Abstract
This paper presents a cumulant-based method for probabilistic load flow (PLF) analysis which incorporates correlation between input random variables. Our approach can approximate non-Gaussian variables of all kinds (e.g. different load profiles or renewable power injections) accurately using the Gaussian mixture model (GMM), which also facilitates the computation of cumulants in a straightforward numerical way. Multiple correlations can be easily handled by transforming correlated variables into a combination of uncorrelated ones. To reduce the deviations introduced by traditional series expansions such as Edgeworth or Cornish-Fisher series, we use C-type Gram-Charlier series instead, which can better predict the probabilistic tail regions and have good convergence property as well. The good performance of the proposed method is verified using the IEEE 30 test system in terms of accuracy and efficiency.DOI: http://dx.doi.org/10.5755/j01.eie.24.3.20980
Highlights
A surge of grid complexity associated with increasing level of uncertainties, such as high penetration of weather-dependent renewable energies (REs) and plug-in hybrid electric vehicles (PEVs) has brought crucial challenges to system planning and operation [1]–[3]
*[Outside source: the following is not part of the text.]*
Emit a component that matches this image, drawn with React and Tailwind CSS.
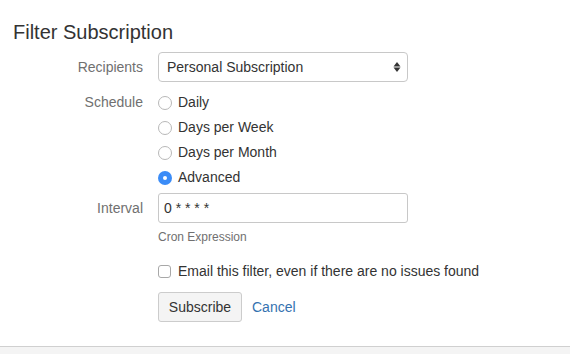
import React from 'react';

const Radio = ({ checked }) =>
  checked ? (
    <span className="flex h-[14px] w-[14px] items-center justify-center rounded-full bg-[#3b8cf7]">
      <span className="h-[4px] w-[4px] rounded-full bg-white" />
    </span>
  ) : (
    <span className="h-[14px] w-[14px] rounded-full border border-[#b8b8b8] bg-white" />
  );

const Row = ({ label, children, className = '' }) => (
  <div className={`flex ${className}`}>
    <div className="w-[143px] shrink-0 text-right text-[#707070]">{label}</div>
    <div className="ml-[15px] flex-1">{children}</div>
  </div>
);

const App = () => {
  const schedules = ['Daily', 'Days per Week', 'Days per Month', 'Advanced'];

  return (
    <div
      className="flex min-h-screen flex-col bg-white text-[14px] text-[#333]"
      style={{ fontFamily: '"Liberation Sans", Arial, sans-serif' }}
    >
      <div className="px-[13px] pt-[20px] text-[20px] leading-[24px]">Filter Subscription</div>

      <div className="mt-[8px]">
        <Row label="Recipients" className="items-center">
          <div className="flex h-[30px] w-[250px] items-center justify-between rounded-[4px] border border-[#c8c8c8] bg-white pl-[8px] pr-[6px]">
            <span>Personal Subscription</span>
            <svg width="8" height="14" viewBox="0 0 8 14">
              <path d="M4 2 L7.5 6.5 H0.5 Z" fill="#333" />
              <path d="M4 12 L7.5 7.5 H0.5 Z" fill="#333" />
            </svg>
          </div>
        </Row>

        <Row label={<div className="leading-[25px]">Schedule</div>} className="mt-[8px]">
          {schedules.map((s) => (
            <div key={s} className="flex h-[25px] items-center gap-[6px]">
              <Radio checked={s === 'Advanced'} />
              <span>{s}</span>
            </div>
          ))}
        </Row>

        <Row label="Interval" className="mt-[3px] items-center">
          <div className="flex h-[30px] w-[250px] items-center rounded-[3px] border border-[#c8c8c8] bg-white px-[5px]">
            0 * * * *
          </div>
        </Row>

        <Row label="" className="mt-[6px]">
          <div className="text-[12px] leading-[16px] text-[#707070]">Cron Expression</div>
        </Row>

        <Row label="" className="mt-[16px]">
          <div className="flex h-[20px] items-center gap-[7px]">
            <span className="h-[13px] w-[13px] rounded-[3px] border border-[#a8a8a8] bg-white" />
            <span>Email this filter, even if there are no issues found</span>
          </div>
        </Row>

        <Row label="" className="mt-[11px]">
          <div className="flex items-center gap-[10px]">
            <button className="h-[30px] w-[84px] rounded-[3px] border border-[#ccc] bg-[#f4f4f4] text-[14px] text-[#333]">
              Subscribe
            </button>
            <a className="text-[#3572b0]">Cancel</a>
          </div>
        </Row>
      </div>

      <div className="mt-[24px] flex-1 border-t border-[#d0d0d0] bg-[#f4f4f4]" />
    </div>
  );
};

export default App;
The average root mean square (ARMS) deviations with the proposed method are comparatively smaller, most of which are less than 1 %, even for the maximum values, showing large improvement compared with original cumulant method (CM)
It is concluded that both the proposed method and original CM can significantly reduce the computational burden in probabilistic load flow (PLF) analysis compared with Monte Carlo simulation (MCS), while their execution time goes up steadily as the size of network grows
Summary
A surge of grid complexity associated with increasing level of uncertainties, such as high penetration of weather-dependent renewable energies (REs) and plug-in hybrid electric vehicles (PEVs) has brought crucial challenges to system planning and operation [1]–[3]. The use of different series expansions (e.g. Edgeworth series, Cornish-Fisher series) show satisfactory performance when input variables are Gaussian or near-Gaussian, they may have serious convergence problems and large deviations for non-Gaussian distributions [16] Another prevalent proposal is the point estimate method (PEM), which selects a set of quadrature points to estimate the moments of output variables [17], [18]. The main contribution of the paper is to develop an improved CM for PLF studies, which can conveniently handle the correlated variables It has made big progress by solving the subsequent problems in original CM, such as a) calculating the cumulants for non-Gaussian variables, b) considering the dependency without sacrificing computation speed, c) accelerating convergence rate, and d) avoiding negative PDF values.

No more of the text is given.